Money or diversity? An implementation analysis of the Voluntary Transfer Program in St. Louis, 1999-2009

Ain A. Grooms


A dual transfer program was created in 1983 in the St. Louis metropolitan area following a 1972 lawsuit brought upon the city, charging it with withholding an equal educational opportunity for Black students. Through this program, Black students from St. Louis City are provided with free transportation to one of 15 suburban school districts, and White students from the surrounding suburbs are eligible to attend city magnet schools. At its peak in 1999, enrollment reached approximately 15,000 students, of which over 13,500 were from St. Louis City. Following the lifting of the court order in 1999, suburban participation became voluntary and tuition reimbursements to the participating suburban districts were reduced. By 2009, program enrollment had fallen to approximately 7,000 students, of which 6,800 were from St. Louis City.
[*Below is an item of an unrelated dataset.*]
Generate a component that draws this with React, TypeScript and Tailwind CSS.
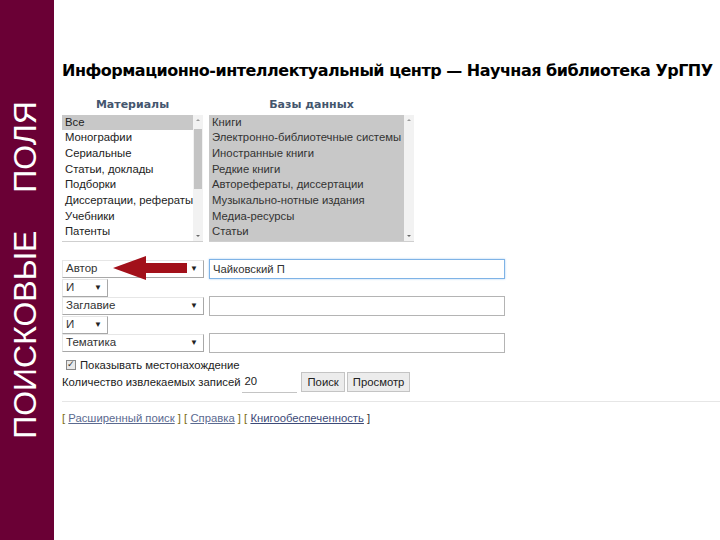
import React from 'react';

const materials = [
  'Все',
  'Монографии',
  'Сериальные',
  'Статьи, доклады',
  'Подборки',
  'Диссертации, рефераты',
  'Учебники',
  'Патенты',
];

const bases = [
  'Книги',
  'Электронно-библиотечные системы',
  'Иностранные книги',
  'Редкие книги',
  'Авторефераты, диссертации',
  'Музыкально-нотные издания',
  'Медиа-ресурсы',
  'Статьи',
];

function ScrollBar({ thumb }: { thumb: boolean }) {
  return (
    <div className="relative shrink-0 w-[10px] h-full bg-[#f2f2f2] flex flex-col items-center justify-between py-[4px]">
      <span className="w-0 h-0 border-l-[2px] border-r-[2px] border-b-[2px] border-l-transparent border-r-transparent border-b-[#9a9a9a]" />
      {thumb && <div className="absolute left-[1px] right-[1px] top-[14px] h-[60px] bg-[#c4c4c4]" />}
      <span className="w-0 h-0 border-l-[2px] border-r-[2px] border-t-[2px] border-l-transparent border-r-transparent border-t-[#6a6a6a]" />
    </div>
  );
}

function SelectBox({ label, width }: { label: string; width: string }) {
  return (
    <div
      className={`${width} shrink-0 h-[18px] flex items-center justify-between pl-[3px] pr-[5px] border-t border-l border-[#e6e6e6] border-r-[#a8a8a8] border-b-[#a8a8a8] border-r border-b bg-white text-[11.5px] text-[#333]`}
    >
      <span>{label}</span>
      <span className="text-[8px] text-[#222]">▼</span>
    </div>
  );
}

export default function App() {
  return (
    <div
      className="w-[720px] h-[540px] flex bg-white overflow-hidden"
      style={{ fontFamily: '"Liberation Sans", Arial, sans-serif' }}
    >
      {/* Sidebar */}
      <div className="w-[54px] shrink-0 h-full bg-[#6a0035] flex items-center justify-center">
        <div className="[writing-mode:vertical-rl] rotate-180 text-white text-[32px] leading-none flex gap-[38px] ml-[-4px]">
          <span>ПОИСКОВЫЕ</span>
          <span>ПОЛЯ</span>
        </div>
      </div>

      {/* Content */}
      <div className="relative flex-1 pl-[8px] pt-[59px]">
        <h1
          className="text-[16px] font-bold text-black leading-[24px] whitespace-nowrap tracking-[-0.5px]"
          style={{ fontFamily: '"DejaVu Sans", Verdana, sans-serif' }}
        >
          Информационно-интеллектуальный центр — Научная библиотека УрГПУ
        </h1>

        {/* Lists */}
        <div
          className="flex gap-[6px] mt-[14px] text-[11px] font-bold text-[#44566e]"
          style={{ fontFamily: '"DejaVu Sans", Verdana, sans-serif' }}
        >
          <div className="w-[141px] text-center">Материалы</div>
          <div className="w-[205px] text-center">Базы данных</div>
        </div>
        <div className="flex gap-[6px] mt-[1px] text-[11.3px] text-[#222]">
          <div className="w-[141px] h-[127px] flex border-b border-[#cfcfcf]">
            <div className="flex-1 leading-[15.7px] whitespace-nowrap overflow-hidden">
              {materials.map((m, i) => (
                <div key={m} className={`pl-[3px] ${i === 0 ? 'bg-[#c8c8c8]' : ''}`}>
                  {m}
                </div>
              ))}
            </div>
            <ScrollBar thumb />
          </div>
          <div className="w-[205px] h-[127px] flex border-b border-[#cfcfcf]">
            <div className="flex-1 leading-[15.7px] bg-[#c8c8c8] text-[#333] whitespace-nowrap overflow-hidden">
              {bases.map((b) => (
                <div key={b} className="pl-[3px]">
                  {b}
                </div>
              ))}
            </div>
            <ScrollBar thumb={false} />
          </div>
        </div>

        {/* Search fields */}
        <div className="mt-[18px] flex flex-col">
          <div className="flex items-center gap-[5px] h-[19px]">
            <SelectBox label="Автор" width="w-[142px]" />
            <div className="w-[296px] h-[20px] border border-[#7fb3e6] flex items-center pl-[3px] text-[11.3px] text-[#333] shadow-[0_0_2px_#a8cdf2]">
              Чайковский П
            </div>
          </div>
          <div className="h-[18px] flex items-center">
            <SelectBox label="И" width="w-[46px]" />
          </div>
          <div className="flex items-center gap-[5px] h-[19px]">
            <SelectBox label="Заглавие" width="w-[142px]" />
            <div className="w-[296px] h-[20px] border border-[#b4b4b4]" />
          </div>
          <div className="h-[18px] flex items-center">
            <SelectBox label="И" width="w-[46px]" />
          </div>
          <div className="flex items-center gap-[5px] h-[19px]">
            <SelectBox label="Тематика" width="w-[142px]" />
            <div className="w-[296px] h-[20px] border border-[#b4b4b4]" />
          </div>
        </div>

        <div className="mt-[5px] flex items-center gap-[4px] pl-[4px] text-[11.3px] text-[#222] leading-[14px]">
          <span className="w-[10px] h-[10px] border border-[#888] bg-[#e9e9e9] flex items-center justify-center text-[9px] leading-none text-[#333]">
            ✓
          </span>
          <span>Показывать местонахождение</span>
        </div>

        <div className="flex items-center text-[11.3px] text-[#222]">
          <span>Количество извлекаемых записей</span>
          <div className="ml-[2px] w-[55px] h-[21px] border-b border-[#c4c4c4] flex items-center pl-[2px]">
            20
          </div>
          <button className="ml-[4px] h-[20px] px-[5px] border border-[#c4c4c4] bg-[#ececec] text-[11.3px] text-[#222]">
            Поиск
          </button>
          <button className="ml-[2px] h-[20px] px-[5px] border border-[#c4c4c4] bg-[#ececec] text-[11.3px] text-[#222]">
            Просмотр
          </button>
        </div>

        <div className="mt-[8px] h-px bg-[#e6e6e6]" />

        <div className="mt-[8px] text-[11.3px] text-[#333] whitespace-pre">
          <span className="text-[#7a6a10]">[ </span>
          <span className="text-[#5b6a90] underline">Расширенный поиск</span>
          <span className="text-[#7a6a10]"> ] [ </span>
          <span className="text-[#5b6a90] underline">Справка</span>
          <span className="text-[#7a6a10]"> ] [ </span>
          <span className="text-[#3c4a78] underline">Книгообеспеченность</span>
          <span className="text-[#333]"> ]</span>
        </div>

        {/* Red arrow overlay */}
        <svg className="absolute left-[59px] top-[256px]" width="76" height="26" viewBox="0 0 76 26">
          <polygon points="0,12 33,0 33,7 74,7 74,17 33,17 33,24" fill="#a2101a" />
        </svg>
      </div>
    </div>
  );
}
Using critical policy analysis and a media framing analysis on almost 100 newspaper articles collected from four media outlets, this study found that, between 1999 and 2009, suburban implementation of the voluntary transfer program was largely affected by economic factors.  Though the program is still in operation, and will continue through at least the 2018-2019 school year, this research raises important questions about the various factors that contribute to or hinder implementation of this long-running voluntary desegregation program.